Her home had proven to be a sanctuary in the years since the accident sent her life careening with seven total surgeries and a convalescence that cost her custody of one child. Months after the flood, that sanctuary was failing her, too. All told, repairs would cost $6,000, with $4,500 of that just for sewer repairs.
“That $4,500 was more than I had,” she said.
Bereft again, Anderson’s social worker came to her aid. The worker told Anderson about a philanthropic solution. Ecolibrium3, using money from the United Way drive, was granting money to individuals who were struggling months after the floodwaters receded - the people in Anderson’s shoes.
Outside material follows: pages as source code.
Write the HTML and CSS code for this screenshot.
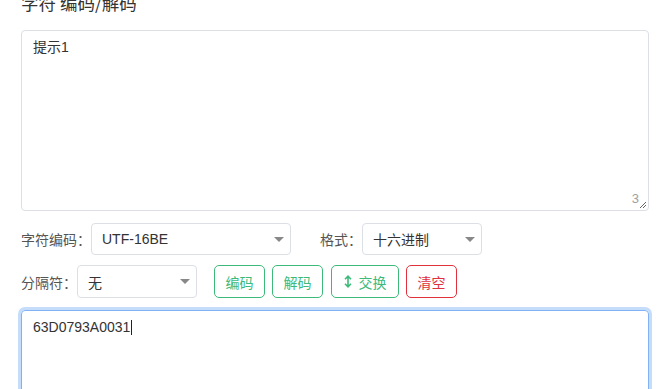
FILE: index.html
```html
<!DOCTYPE html>
<html lang="zh">
<head>
<meta charset="utf-8">
<link rel="stylesheet" href="styles.css">
</head>
<body>
<div class="page">
  <h2 class="title">字符 编码/解码</h2>
  <div class="area">
    <div class="area-text">提示1</div>
    <span class="counter">3</span>
    <svg class="grip" width="8" height="8" viewBox="0 0 8 8"><path d="M7 1L1 7M7 4L4 7" stroke="#666" stroke-width="1"/></svg>
  </div>
  <div class="row row1">
    <span class="label">字符编码：</span>
    <div class="select w200"><span>UTF-16BE</span><i class="caret"></i></div>
    <span class="label fmt">格式：</span>
    <div class="select w120"><span>十六进制</span><i class="caret"></i></div>
  </div>
  <div class="row row2">
    <span class="label">分隔符：</span>
    <div class="select w120"><span>无</span><i class="caret"></i></div>
    <div class="btns">
      <button class="btn green">编码</button>
      <button class="btn green">解码</button>
      <button class="btn green wide"><svg width="8" height="13" viewBox="0 0 8 13"><path d="M4 1.5V11.5M1 4.2L4 1.2L7 4.2M1 8.8L4 11.8L7 8.8" fill="none" stroke="#3dba7a" stroke-width="1.6"/></svg>交换</button>
      <button class="btn red">清空</button>
    </div>
  </div>
  <div class="area out">
    <div class="area-text">63D0793A0031<span class="cursor"></span></div>
  </div>
</div>
</body>
</html>
```
FILE: styles.css
```css
html, body { margin: 0; padding: 0; background: #fff; }
body { font-family: "Liberation Sans", "Noto Sans CJK SC", sans-serif; color: #333; overflow: hidden; }
.page { padding: 0 23px 0 21px; }
.title { margin: -8px 0 0 0; height: 38px; font-size: 17.5px; font-weight: normal; line-height: 22px; color: #333; font-family: "Noto Sans CJK SC", sans-serif; }
.area { position: relative; box-sizing: border-box; width: 628px; height: 181px; border: 1px solid #dcdfe6; border-radius: 4px; padding: 6px 11px; }
.area-text { font-size: 14px; line-height: 20px; color: #333; font-family: "Liberation Sans", "Noto Sans CJK SC", sans-serif; }
.counter { position: absolute; right: 9px; bottom: 4px; font-size: 13px; color: #a0a0a0; font-family: "Liberation Sans", sans-serif; }
.grip { position: absolute; right: 1px; bottom: 1px; }
.row { display: flex; align-items: center; }
.row1 { margin-top: 12px; height: 32px; }
.row2 { margin-top: 10px; height: 33px; }
.label { font-size: 14px; color: #555; font-family: "Noto Sans CJK SC", sans-serif; }
.fmt { margin-left: 29px; }
.select { box-sizing: border-box; height: 32px; border: 1px solid #dcdfe6; border-radius: 4px; display: flex; align-items: center; justify-content: space-between; padding: 0 6px 0 10px; font-size: 14px; color: #333; font-family: "Liberation Sans", "Noto Sans CJK SC", sans-serif; }
.row2 .select { height: 33px; }
.w200 { width: 200px; }
.w120 { width: 120px; }
.caret { width: 0; height: 0; border-left: 5px solid transparent; border-right: 5px solid transparent; border-top: 5px solid #888; }
.btns { display: flex; gap: 7px; margin-left: 17px; }
.btn { box-sizing: border-box; height: 33px; width: 51px; background: #fff; border-radius: 5px; font-size: 14px; font-family: "Noto Sans CJK SC", sans-serif; display: flex; align-items: center; justify-content: center; gap: 7px; padding: 0; cursor: pointer; }
.btn.wide { width: 68px; margin-left: 1px; }
.green { border: 1px solid #3dba7a; color: #3dba7a; }
.red { border: 1px solid #e0313c; color: #e0313c; }
.out { margin-top: 12px; height: 120px; border-color: #80b3f5; box-shadow: 0 0 0 3px #c5dcfb; padding-top: 6px; }
.cursor { display: inline-block; width: 1px; height: 15px; background: #222; vertical-align: -3px; margin-left: 1px; }
```
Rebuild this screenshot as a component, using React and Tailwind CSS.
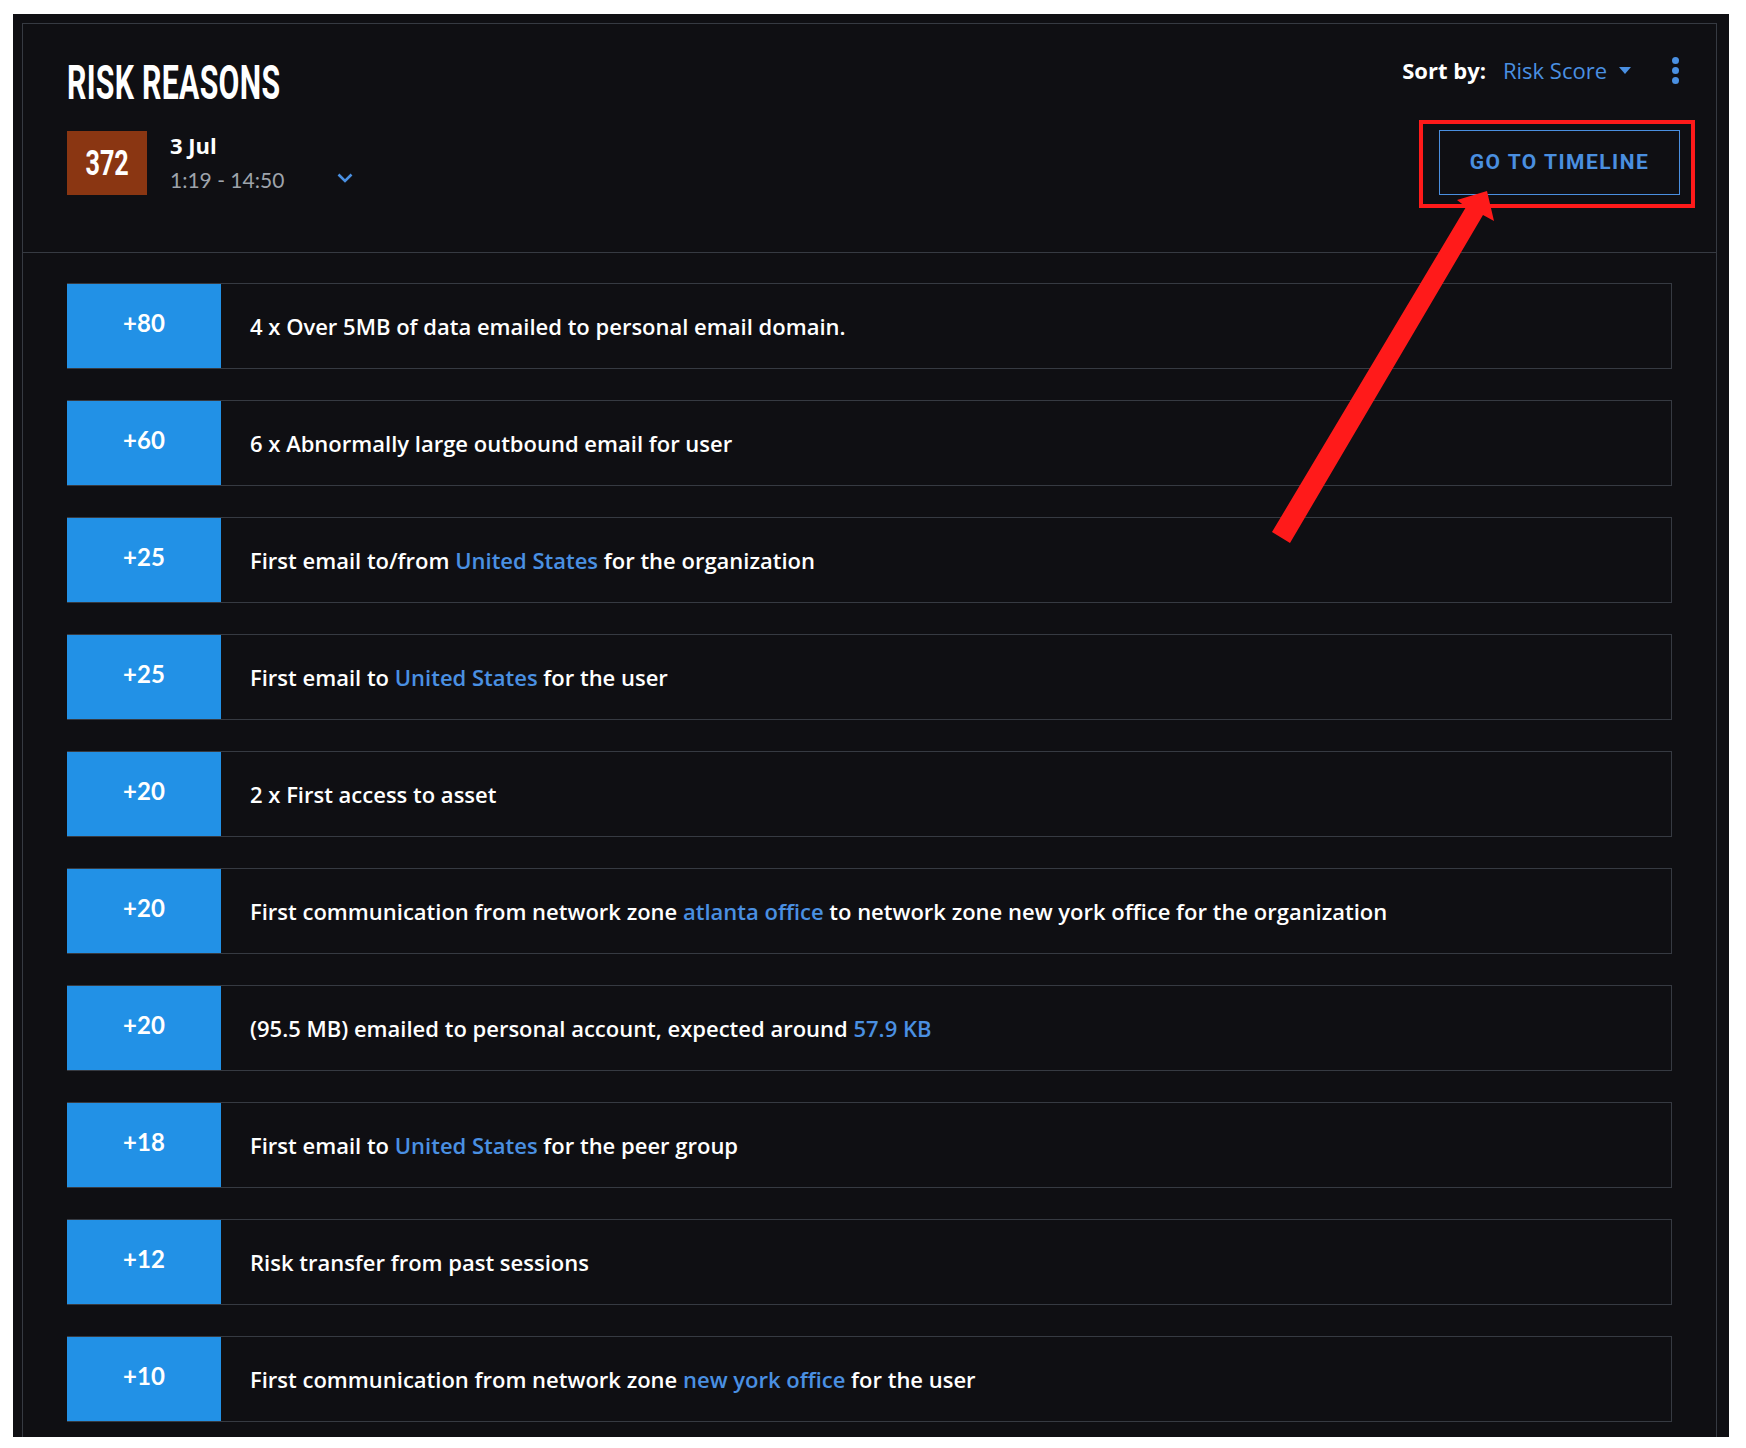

“It was sort of kismet,” Anderson said. “They saved the day. It was a life-changing event for me.”
Built to serve
To understand how hundreds of thousands of dollars can be galvanized at a moment’s notice, it helps to understand the stories of people like Margaret A. Cargill. The deceased granddaughter of William Cargill, co-founder of the massive Cargill Inc., Margaret lived a life of advantage and exploration. Quietly philanthropic in life, she allowed for a foundation based on her name upon her death in 2006.
“She was a big believer in the importance of disaster relief,” said Margaret A. Cargill Philanthropies spokeswoman Sallie Gaines. “She felt it was work that had to be done and that people in position to help should.
“Relief of human suffering was something she specifically wanted her foundation to address.”
The Eden Prairie, Minn.-based foundation came through for Duluth by funding case workers, who knocked on doors and sought out people hurting from the flood who might have been too proud to ask for help.
That quiet fortitude is one reason why MAC Philanthropies research shows disasters in the Midwest are less likely to receive broad media attention and less likely to receive federal disaster area declarations; it is a fact the Northland learned when it received less federal aid than it requested. It’s also something that’s unlikely to change. Disasters - both natural and man-made horrors, like the Oklahoma City bombing in 1995 or other acts of widespread devastation - are more pronounced across the country and the globe. Should federal aid become more and more difficult to procure, state aid will be a more leaned upon commodity. Thus, philanthropic aid, although difficult to accumulate into the millions and billions of dollars, has become a necessary vehicle in providing aid and hope.
In its “thank you” to the Northland Foundation, Duluth’s Whole Foods Co-op Foundation acknowledged the funding, but it ended with this high note, “It was nice to know that someone cared.”
MAC Philanthropies was joined by both the St. Paul and Minneapolis foundations in helping out in short order. Unlike regionalized disasters like hurricanes, mudslides or tsunamis, flood relief is something with which almost any city can empathize. Said one spokesperson reached for this story, “Flooding is a disaster that happens everywhere. It’s indiscriminant.”
Because of its efficiency in securing philanthropic funding, so much of it and so soon, and being able to distribute it so quickly, the Northland’s Granters’ Alliance was welcomed into the Philanthropic Preparedness, Resiliency and Emergency Partnership, or PPREP, in May. PPREP is a two-year roundtable featuring 120 communities throughout the Midwest that will work to establish a sort of “best practices” playbook for flood relief. It’s a far cry from two years ago, when Sampson said, “we had so much to learn about this work.”
Personal recovery
Today, Anderson is confident her home is a sanctuary again. She takes walks using her prosthetic right leg. She likes to walk along Tischer Creek, which exits into Lake Superior through the Glensheen Mansion property.
She’s fascinated by the city’s creeks, including those of the underground variety. She still can survey both the erosion and the progress in equal measure as she goes.
“I’m very aware I was not an isolated case,” she said. “This was a tremendous storm.”
He favorite walk is a part of the Tischer Creek between Wallace Avenue and East Fourth Street. It features paths and bridges funded by Chester Congdon. It is so much a part of the last century that it stirs Anderson’s insides.
“It’s untouched by progress,” she said. “It’s untouched by time.”